The Copy-cow name stealer’s!

  • NB: Those cows always stealing things from goats and trying to copy them, hehehe

    Also congratulations Helen friend on your new job as a Goat Florist

    IF anyone spots any mistakes, let me know below in comments and I will fix them.

    The Copy-cow name stealer’s!

    The goats of Fort Goat were grumpy!
    For not far from where they were
    A group of cows had stolen their group name!
    They were also calling themselves a herd!

    Quite naturally the goats were angry!
    How could some cows steal their name?
    First they tried to sound like them,
    With their Moo’s instead of Maa’s!
    Then they grew horns like them!
    And now they are trying to be a herd?
    This was an udder outrage!

    So a meeting was held
    All of Fort Goat was in the barn
    To try and choose a new name,
    That couldn’t be stolen by the copy-cow’s

    Though goats are not always the best at discussing…
    They were all trying to shout over each other!!
    Of course this ended up badly
    With head butting and foot stomping,

    Also bits of the barn ended up chewed…
    Perhaps it was out of confusion?
    Well it was not going well at all, as you can see…
    That was until Princess Matilda
    Stood on a hay bale… well 3!

    “I have an Idea!”
    She said quite proudly
    And if I can say,
    rather royally

    All of Fort Goat
    Was suddenly quiet
    As she told everyone
    Her great idea

    “I suggest that we get a pretty name
    A name as pretty as us goats!
    Something so different from those cow name stealer’s!
    Something that will make our group sound wonderful!”

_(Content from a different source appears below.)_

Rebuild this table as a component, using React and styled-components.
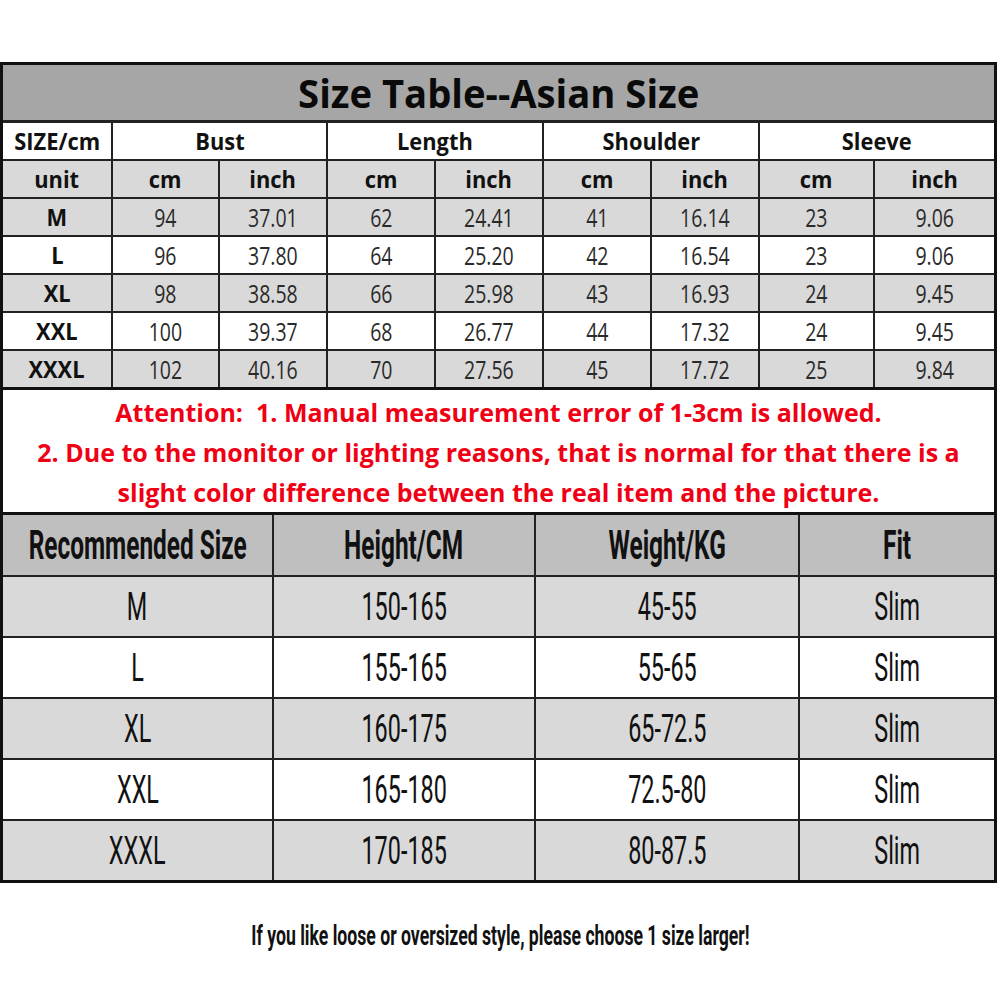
import React from 'react';
import styled, { createGlobalStyle } from 'styled-components';

const sizeRows = [
  ['M', '94', '37.01', '62', '24.41', '41', '16.14', '23', '9.06'],
  ['L', '96', '37.80', '64', '25.20', '42', '16.54', '23', '9.06'],
  ['XL', '98', '38.58', '66', '25.98', '43', '16.93', '24', '9.45'],
  ['XXL', '100', '39.37', '68', '26.77', '44', '17.32', '24', '9.45'],
  ['XXXL', '102', '40.16', '70', '27.56', '45', '17.72', '25', '9.84'],
];

const groups = ['Bust', 'Length', 'Shoulder', 'Sleeve'];

const recommendRows = [
  ['M', '150-165', '45-55', 'Slim'],
  ['L', '155-165', '55-65', 'Slim'],
  ['XL', '160-175', '65-72.5', 'Slim'],
  ['XXL', '165-180', '72.5-80', 'Slim'],
  ['XXXL', '170-185', '80-87.5', 'Slim'],
];

const notes = [
  'Attention:  1. Manual measurement error of 1-3cm is allowed.',
  '2. Due to the monitor or lighting reasons, that is normal for that there is a',
  'slight color difference between the real item and the picture.',
];

const App = () => {
  return (
    <>
      <GlobalStyle />
      <Page>
        <Sheet>
          <SizeGrid>
            <TitleCell>
              <TitleText>Size Table--Asian Size</TitleText>
            </TitleCell>

            <Cell $bg="#fff">
              <HeadText>SIZE/cm</HeadText>
            </Cell>
            {groups.map(group => (
              <Cell key={group} $bg="#fff" $span={2}>
                <HeadText>{group}</HeadText>
              </Cell>
            ))}

            <Cell $bg="#d9d9d9">
              <HeadText>unit</HeadText>
            </Cell>
            {groups.map(group => (
              <React.Fragment key={group}>
                <Cell $bg="#d9d9d9">
                  <HeadText>cm</HeadText>
                </Cell>
                <Cell $bg="#d9d9d9">
                  <HeadText>inch</HeadText>
                </Cell>
              </React.Fragment>
            ))}

            {sizeRows.map((row, rowIndex) =>
              row.map((value, index) => (
                <Cell
                  key={`${rowIndex}-${index}`}
                  $bg={rowIndex % 2 === 0 ? '#d9d9d9' : '#fff'}
                >
                  {index === 0 ? (
                    <HeadText>{value}</HeadText>
                  ) : (
                    <NumText>{value}</NumText>
                  )}
                </Cell>
              ))
            )}
          </SizeGrid>

          <Attention>
            {notes.map(note => (
              <NoteLine key={note}>
                <NoteText>{note}</NoteText>
              </NoteLine>
            ))}
          </Attention>

          <RecommendGrid>
            {['Recommended Size', 'Height/CM', 'Weight/KG', 'Fit'].map(head => (
              <BigCell key={head} $bg="#bfbfbf">
                <BigHead>{head}</BigHead>
              </BigCell>
            ))}
            {recommendRows.map((row, rowIndex) =>
              row.map((value, index) => (
                <BigCell
                  key={`${rowIndex}-${index}`}
                  $bg={rowIndex % 2 === 0 ? '#d9d9d9' : '#fff'}
                >
                  <BigValue>{value}</BigValue>
                </BigCell>
              ))
            )}
          </RecommendGrid>
        </Sheet>

        <Footer>
          <FooterText>
            If you like loose or oversized style, please choose 1 size larger!
          </FooterText>
        </Footer>
      </Page>
    </>
  );
};

export default App;

const GlobalStyle = createGlobalStyle`
  html, body {
    margin: 0;
    padding: 0;
    background: #fff;
  }
  * {
    box-sizing: border-box;
  }
`;

const Page = styled.div`
  width: 1000px;
  height: 1000px;
  padding-top: 62px;
  background: #fff;
  overflow: hidden;
`;

const Sheet = styled.div`
  width: 997px;
  border: 3px solid #111;
  background: #fff;
`;

const SizeGrid = styled.div`
  display: grid;
  grid-template-columns: 108px 105px 106px 106px 106px 106px 106px 113px 119px;
  grid-template-rows: 56px repeat(7, 36px);
  gap: 2px;
  background: #222;
`;

const TitleCell = styled.div`
  grid-column: 1 / -1;
  display: flex;
  align-items: center;
  justify-content: center;
  background: #a6a6a6;
  border-bottom: 1px solid #222;
`;

const TitleText = styled.span`
  display: inline-block;
  white-space: nowrap;
  font-family: 'Open Sans', 'Liberation Sans', sans-serif;
  font-weight: 700;
  font-size: 39px;
  color: #0a0a0a;
  transform: scaleX(0.98);
`;

const Cell = styled.div`
  grid-column: span ${props => props.$span || 1};
  display: flex;
  align-items: center;
  justify-content: center;
  background: ${props => props.$bg};
`;

const HeadText = styled.span`
  display: inline-block;
  white-space: nowrap;
  font-family: 'Open Sans', 'Liberation Sans', sans-serif;
  font-weight: 700;
  font-size: 23px;
  color: #111;
  transform: scaleX(0.95);
`;

const NumText = styled.span`
  display: inline-block;
  white-space: nowrap;
  font-family: 'Open Sans', 'Liberation Sans', sans-serif;
  font-weight: 400;
  font-size: 25px;
  color: #2a2a2a;
  transform: scaleX(0.78);
`;

const Attention = styled.div`
  height: 128px;
  border-top: 3px solid #111;
  border-bottom: 3px solid #111;
  padding-top: 2px;
  display: flex;
  flex-direction: column;
  align-items: center;
  justify-content: center;
`;

const NoteLine = styled.div`
  height: 40px;
  display: flex;
  align-items: center;
  justify-content: center;
  width: 100%;
`;

const NoteText = styled.span`
  display: inline-block;
  white-space: pre;
  font-family: 'Open Sans', 'Liberation Sans', sans-serif;
  font-weight: 700;
  font-size: 25px;
  color: #f00014;
`;

const RecommendGrid = styled.div`
  display: grid;
  grid-template-columns: 269px 260px 262px 194px;
  grid-template-rows: 60px repeat(5, 59px);
  gap: 2px;
  background: #222;
`;

const BigCell = styled.div`
  display: flex;
  align-items: center;
  justify-content: center;
  background: ${props => props.$bg};
`;

const BigHead = styled.span`
  display: inline-block;
  white-space: nowrap;
  font-family: Roboto, 'Liberation Sans', sans-serif;
  font-weight: 700;
  font-size: 40px;
  color: #111;
  transform: scaleX(0.61);
`;

const BigValue = styled.span`
  display: inline-block;
  white-space: nowrap;
  font-family: Roboto, 'Liberation Sans', sans-serif;
  font-weight: 400;
  font-size: 39px;
  color: #111;
  transform: scaleX(0.6);
`;

const Footer = styled.div`
  margin-top: 32px;
  height: 40px;
  display: flex;
  align-items: center;
  justify-content: center;
`;

const FooterText = styled.span`
  display: inline-block;
  white-space: nowrap;
  font-family: Roboto, 'Liberation Sans', sans-serif;
  font-weight: 700;
  font-size: 28px;
  color: #111;
  transform: scaleX(0.63);
`;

    All the goats of Fort Goat then set to thinking,
    With their hoofs to their chins…
    “Hmmmm” they went for a while
    Then “Hummm” they went for a bit.

    And then somewhere in all of that thinking,
    An idea popped into a goats head
    His name was Prince Epic, Possibly a Moose…
    And he was the most epic moose out of all the Mooses,
    He wasn’t even a moose, HE WAS A GOAT!

    He stood up,
    Of course rather Royally,
    In fact he was the most royalist goat around!
    He fluffed his fluffy goat hair fur,
    Brushing off the dust,
    And he said after a small cough “Ah-hum”
    Before making his announcement

    “My dear goat friends
    I have the perfect name of us Goats,
    For you see we do indeed like eating
    And if I may say, we are rather good at it…!

    I think we should name ourselves,
    After the prettiest food we eat
    And we all know what is,
    After visiting Queen Helen’s friend Lindsay!
    Us here goats should be called…
    A bouquet of goats … YES!!!
    Named after the tasty flowers
    When all bunched up and pulled from the ground
    Which are the most delicious of all the tasties,
    In the world round!”

    The barn was then full of cheering,
    It was brilliant,
    NO IT WAS PERFECT!
    What better name for a bunch of goats
    Than named after the food they love
    But shouldn’t be eating at all.

    They then went and told everyone
    From the chickens to Sheila Puppy
    And then the chickens and Sheila Puppy
    Told so many others, including the birds!

    When the birds heard it didn’t take long,
    For the whole world to know the goats new group name,
    They told everyone, everywhere they flew to…
    Even the Copy-Cows, Who seemed a little upset at first…

    But quite surprisingly,
    The last person to hear,
    Was Her Honourable Queen Helen,
    The ruler of Fort Goat,

    Who had missed the meeting,
    Cause she was too busy…
    Doing things that Queens usually do,
    Like trying on a new head scarf or two.

    She got the news,
    In the form of a letter,
    That was quite simple
    And pretty straight forward.

    “Congratulations
    On your new Job,
    You are no longer Goat Herder
    You are now a Goat Florist,
    We your Goat Bouquet are proud of your new job,
    And when you Comb us, its no longer called Combing,
    It will now be called Pruning

    Signed… Maaaaaaaa”

    Queen Helen then sat
    In her throne like chair
    And with a sigh said

    “You can’t say my life’s not interesting”


    July 23rd, 2011 | Matty Angel | 3 Comments |

About The Author

Matty is a 37 year old girl who is an Autistic Poet, Writer and Artist and lives alone in Christchurch New Zealand with a kitty! Matty has given many talks on autism and about being unique in a world that's often not accepting, Matty has also engaged with artist and worked on Art projects Matty usually works on an Art project at the same time as a writing one! This means posts can be a bit delayed!

3 Responses and Counting...

  • Helen 07.23.2011

    A bouquet of goats. Well ok then! When they’ve had some spruce tips they smell quite pretty, indeed!

  • Hehehehe Hope you don’t mind being in another Story Helen, your life is always so interesting! Well, how I imagine it is!!

  • I think a bouquet of goats is imaginative…and silly! Keep imagining!